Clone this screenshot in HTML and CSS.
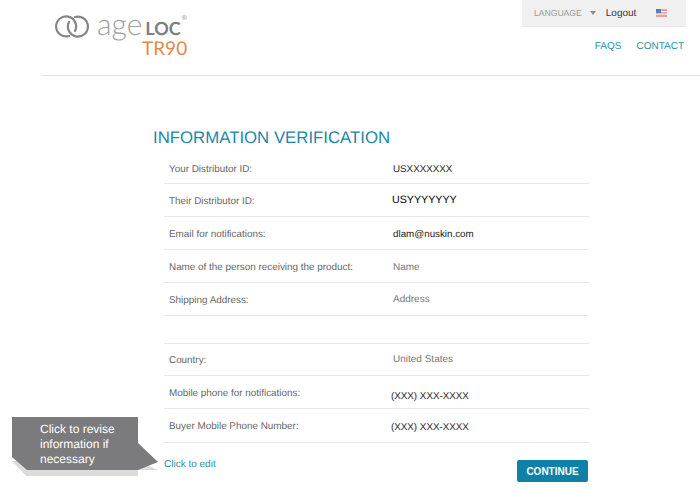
FILE: index.html
```html
<!DOCTYPE html>
<html lang="en">
<head>
<meta charset="utf-8">
<title>Information Verification</title>
<link rel="stylesheet" href="styles.css">
</head>
<body>
<div class="page">
  <header class="header">
    <div class="logo">
      <svg class="rings" width="34" height="24" viewBox="0 0 34 24" aria-hidden="true">
        <path d="M14 21A10 10 0 1 1 20 16" fill="none" stroke="#858585" stroke-width="2.2" stroke-linecap="round"/>
        <path d="M20 2A10 10 0 1 1 14 7" fill="none" stroke="#858585" stroke-width="2.2" stroke-linecap="round"/>
      </svg>
      <div class="wordmark">
        <div class="brand"><span class="age">age</span><span class="loc">LOC</span><sup class="reg">®</sup></div>
        <div class="tr90">TR90</div>
      </div>
    </div>
    <div class="utility">
      <div class="topbar">
        <span class="lang">LANGUAGE</span>
        <span class="caret"></span>
        <span class="logout">Logout</span>
        <svg class="flag" width="11" height="8" viewBox="0 0 11 8" aria-hidden="true">
          <rect width="11" height="8" fill="#e8a0a8"/>
          <rect y="2" width="11" height="1.2" fill="#f6e6e6"/>
          <rect y="4.6" width="11" height="1.2" fill="#f6e6e6"/>
          <rect width="5" height="4" fill="#6478b4"/>
        </svg>
      </div>
      <nav class="nav"><a>FAQS</a><a>CONTACT</a></nav>
    </div>
  </header>

  <main class="main">
    <h1 class="title">INFORMATION VERIFICATION</h1>
    <div class="rows">
      <div class="row r1"><span class="label">Your Distributor ID:</span><span class="value dark">USXXXXXXX</span></div>
      <div class="row"><span class="label">Their Distributor ID:</span><span class="value black">USYYYYYYY</span></div>
      <div class="row"><span class="label">Email for notifications:</span><span class="value dark">dlam@nuskin.com</span></div>
      <div class="row"><span class="label">Name of the person receiving the product:</span><span class="value">Name</span></div>
      <div class="row"><span class="label">Shipping Address:</span><span class="value up">Address</span></div>
      <div class="row spacer"></div>
      <div class="row country"><span class="label">Country:</span><span class="value up">United States</span></div>
      <div class="row"><span class="label">Mobile phone for notifications:</span><span class="value dark phone low">(XXX) XXX-XXXX</span></div>
      <div class="row last"><span class="label">Buyer Mobile Phone Number:</span><span class="value dark phone">(XXX) XXX-XXXX</span></div>
    </div>
    <div class="actions">
      <a class="edit">Click to edit</a>
      <button class="continue" type="button">CONTINUE</button>
    </div>
  </main>

  <div class="callout">
    <svg class="callout-shape" width="148" height="60" viewBox="0 0 148 60" aria-hidden="true">
      <polygon points="0,44 14,59 126,59 126,53 146,53 126,44" fill="#dcdcdc"/>
      <polygon points="0,0 126,0 126,26 146,45 126,53 15,53 0,40" fill="#7b7a7c"/>
    </svg>
    <p class="callout-text">Click to revise information if necessary</p>
  </div>
</div>
</body>
</html>
```

FILE: styles.css
```css
* { box-sizing: border-box; }
html, body { margin: 0; padding: 0; background: #fff; }
body { font-family: "Liberation Sans", Arial, sans-serif; text-rendering: geometricPrecision; }
.page { position: relative; width: 700px; height: 489px; overflow: hidden; }

.header {
  display: flex;
  justify-content: space-between;
  height: 76px;
  margin-left: 41px;
  padding: 0 14px 0 14px;
  border-bottom: 1px solid #e2e2e2;
}
.logo { display: flex; align-items: flex-start; gap: 8px; padding-top: 15px; }
.wordmark { display: flex; flex-direction: column; margin-top: -4px; }
.brand { display: flex; align-items: baseline; height: 26px; line-height: 26px; color: #8a8a8a; }
.age { font-family: Lato, sans-serif; font-weight: 300; font-size: 30px; color: #a0a0a0; }
.loc { font-family: Lato, sans-serif; font-weight: 700; font-size: 18px; margin-left: 3px; color: #808080; }
.reg { font-size: 7px; line-height: 7px; align-self: flex-start; margin-top: 4px; margin-left: 1px; }
.tr90 { font-family: Lato, sans-serif; font-weight: 400; font-size: 19px; line-height: 20px; color: #e08a50; margin-left: 45px; margin-top: 2px; }

.utility { display: flex; flex-direction: column; align-items: flex-end; width: 164px; }
.topbar {
  display: flex;
  align-items: center;
  width: 164px;
  height: 27px;
  padding-left: 12px;
  background: #f0f0f0;
  border-bottom: 1px solid #e6e6e6;
}
.lang { font-size: 8.6px; color: #9a9a9a; }
.caret {
  width: 0; height: 0;
  margin-left: 8px;
  border-left: 3.5px solid transparent;
  border-right: 3.5px solid transparent;
  border-top: 4px solid #8c8c8c;
}
.logout { font-size: 10px; color: #333; margin-left: 10px; }
.flag { margin-left: 20px; }
.nav { display: flex; gap: 15px; margin-top: 14px; padding-right: 2px; font-size: 10px; line-height: 12px; color: #2a8fa6; }

.main { margin-left: 153px; width: 436px; }
.title {
  margin: 52px 0 0;
  font-size: 16.8px;
  line-height: 20px;
  font-weight: 400;
  color: #1d87a8;
}
.rows { margin-left: 11px; margin-top: 8px; }
.row {
  display: grid;
  grid-template-columns: 224px 1fr;
  align-items: center;
  height: 33px;
  padding: 2px 0 0 5px;
  border-bottom: 1px solid #e8e8e8;
}
.r1 { height: 28px; padding-top: 0; }
.spacer { height: 28px; }
.country { height: 32px; }
.last { height: 34px; }
.label { font-size: 9.9px; color: #666; }
.value { font-size: 10px; color: #777; }
.up { margin-top: -2px; }
.dark { color: #222; font-size: 9.8px; }
.black { color: #000; font-size: 10.7px; margin: -2px 0 0 -1px; }
.phone { margin: 2px 0 0 -2px; }
.low { margin-top: 6px; }

.actions { display: flex; justify-content: space-between; align-items: flex-start; margin-left: 11px; padding-top: 16px; }
.edit { font-size: 10px; line-height: 12px; color: #2a8fa6; }
.continue {
  width: 71px;
  height: 22px;
  margin: 1px 1px 0 0;
  border: 0;
  border-radius: 2px;
  background: #0f80a6;
  color: #fff;
  font: 700 10px "Liberation Sans", Arial, sans-serif;
}

.callout { position: absolute; left: 12px; top: 417px; width: 148px; height: 60px; }
.callout-shape { position: absolute; left: 0; top: 0; }
.callout-text {
  position: relative;
  margin: 0;
  padding: 5px 0 0 28px;
  width: 122px;
  font-size: 12px;
  line-height: 15px;
  color: #fff;
}
```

# # # #

• **WHAT YOU WILL DO**
Omit every picture while copying the listing above exactly.

• **RESPONSE TO THIS EXERCISE**
Clone this screenshot in HTML and CSS.
FILE: index.html
```html
<!DOCTYPE html>
<html lang="en">
<head>
<meta charset="utf-8">
<title>Information Verification</title>
<link rel="stylesheet" href="styles.css">
</head>
<body>
<div class="page">
  <header class="header">
    <div class="logo">
      <svg class="rings" width="34" height="24" viewBox="0 0 34 24" aria-hidden="true">
        <path d="M14 21A10 10 0 1 1 20 16" fill="none" stroke="#858585" stroke-width="2.2" stroke-linecap="round"/>
        <path d="M20 2A10 10 0 1 1 14 7" fill="none" stroke="#858585" stroke-width="2.2" stroke-linecap="round"/>
      </svg>
      <div class="wordmark">
        <div class="brand"><span class="age">age</span><span class="loc">LOC</span><sup class="reg">®</sup></div>
        <div class="tr90">TR90</div>
      </div>
    </div>
    <div class="utility">
      <div class="topbar">
        <span class="lang">LANGUAGE</span>
        <span class="caret"></span>
        <span class="logout">Logout</span>
        <svg class="flag" width="11" height="8" viewBox="0 0 11 8" aria-hidden="true">
          <rect width="11" height="8" fill="#e8a0a8"/>
          <rect y="2" width="11" height="1.2" fill="#f6e6e6"/>
          <rect y="4.6" width="11" height="1.2" fill="#f6e6e6"/>
          <rect width="5" height="4" fill="#6478b4"/>
        </svg>
      </div>
      <nav class="nav"><a>FAQS</a><a>CONTACT</a></nav>
    </div>
  </header>

  <main class="main">
    <h1 class="title">INFORMATION VERIFICATION</h1>
    <div class="rows">
      <div class="row r1"><span class="label">Your Distributor ID:</span><span class="value dark">USXXXXXXX</span></div>
      <div class="row"><span class="label">Their Distributor ID:</span><span class="value black">USYYYYYYY</span></div>
      <div class="row"><span class="label">Email for notifications:</span><span class="value dark">dlam@nuskin.com</span></div>
      <div class="row"><span class="label">Name of the person receiving the product:</span><span class="value">Name</span></div>
      <div class="row"><span class="label">Shipping Address:</span><span class="value up">Address</span></div>
      <div class="row spacer"></div>
      <div class="row country"><span class="label">Country:</span><span class="value up">United States</span></div>
      <div class="row"><span class="label">Mobile phone for notifications:</span><span class="value dark phone low">(XXX) XXX-XXXX</span></div>
      <div class="row last"><span class="label">Buyer Mobile Phone Number:</span><span class="value dark phone">(XXX) XXX-XXXX</span></div>
    </div>
    <div class="actions">
      <a class="edit">Click to edit</a>
      <button class="continue" type="button">CONTINUE</button>
    </div>
  </main>

  <div class="callout">
    <svg class="callout-shape" width="148" height="60" viewBox="0 0 148 60" aria-hidden="true">
      <polygon points="0,44 14,59 126,59 126,53 146,53 126,44" fill="#dcdcdc"/>
      <polygon points="0,0 126,0 126,26 146,45 126,53 15,53 0,40" fill="#7b7a7c"/>
    </svg>
    <p class="callout-text">Click to revise information if necessary</p>
  </div>
</div>
</body>
</html>
```

FILE: styles.css
```css
* { box-sizing: border-box; }
html, body { margin: 0; padding: 0; background: #fff; }
body { font-family: "Liberation Sans", Arial, sans-serif; text-rendering: geometricPrecision; }
.page { position: relative; width: 700px; height: 489px; overflow: hidden; }

.header {
  display: flex;
  justify-content: space-between;
  height: 76px;
  margin-left: 41px;
  padding: 0 14px 0 14px;
  border-bottom: 1px solid #e2e2e2;
}
.logo { display: flex; align-items: flex-start; gap: 8px; padding-top: 15px; }
.wordmark { display: flex; flex-direction: column; margin-top: -4px; }
.brand { display: flex; align-items: baseline; height: 26px; line-height: 26px; color: #8a8a8a; }
.age { font-family: Lato, sans-serif; font-weight: 300; font-size: 30px; color: #a0a0a0; }
.loc { font-family: Lato, sans-serif; font-weight: 700; font-size: 18px; margin-left: 3px; color: #808080; }
.reg { font-size: 7px; line-height: 7px; align-self: flex-start; margin-top: 4px; margin-left: 1px; }
.tr90 { font-family: Lato, sans-serif; font-weight: 400; font-size: 19px; line-height: 20px; color: #e08a50; margin-left: 45px; margin-top: 2px; }

.utility { display: flex; flex-direction: column; align-items: flex-end; width: 164px; }
.topbar {
  display: flex;
  align-items: center;
  width: 164px;
  height: 27px;
  padding-left: 12px;
  background: #f0f0f0;
  border-bottom: 1px solid #e6e6e6;
}
.lang { font-size: 8.6px; color: #9a9a9a; }
.caret {
  width: 0; height: 0;
  margin-left: 8px;
  border-left: 3.5px solid transparent;
  border-right: 3.5px solid transparent;
  border-top: 4px solid #8c8c8c;
}
.logout { font-size: 10px; color: #333; margin-left: 10px; }
.flag { margin-left: 20px; }
.nav { display: flex; gap: 15px; margin-top: 14px; padding-right: 2px; font-size: 10px; line-height: 12px; color: #2a8fa6; }

.main { margin-left: 153px; width: 436px; }
.title {
  margin: 52px 0 0;
  font-size: 16.8px;
  line-height: 20px;
  font-weight: 400;
  color: #1d87a8;
}
.rows { margin-left: 11px; margin-top: 8px; }
.row {
  display: grid;
  grid-template-columns: 224px 1fr;
  align-items: center;
  height: 33px;
  padding: 2px 0 0 5px;
  border-bottom: 1px solid #e8e8e8;
}
.r1 { height: 28px; padding-top: 0; }
.spacer { height: 28px; }
.country { height: 32px; }
.last { height: 34px; }
.label { font-size: 9.9px; color: #666; }
.value { font-size: 10px; color: #777; }
.up { margin-top: -2px; }
.dark { color: #222; font-size: 9.8px; }
.black { color: #000; font-size: 10.7px; margin: -2px 0 0 -1px; }
.phone { margin: 2px 0 0 -2px; }
.low { margin-top: 6px; }

.actions { display: flex; justify-content: space-between; align-items: flex-start; margin-left: 11px; padding-top: 16px; }
.edit { font-size: 10px; line-height: 12px; color: #2a8fa6; }
.continue {
  width: 71px;
  height: 22px;
  margin: 1px 1px 0 0;
  border: 0;
  border-radius: 2px;
  background: #0f80a6;
  color: #fff;
  font: 700 10px "Liberation Sans", Arial, sans-serif;
}

.callout { position: absolute; left: 12px; top: 417px; width: 148px; height: 60px; }
.callout-shape { position: absolute; left: 0; top: 0; }
.callout-text {
  position: relative;
  margin: 0;
  padding: 5px 0 0 28px;
  width: 122px;
  font-size: 12px;
  line-height: 15px;
  color: #fff;
}
```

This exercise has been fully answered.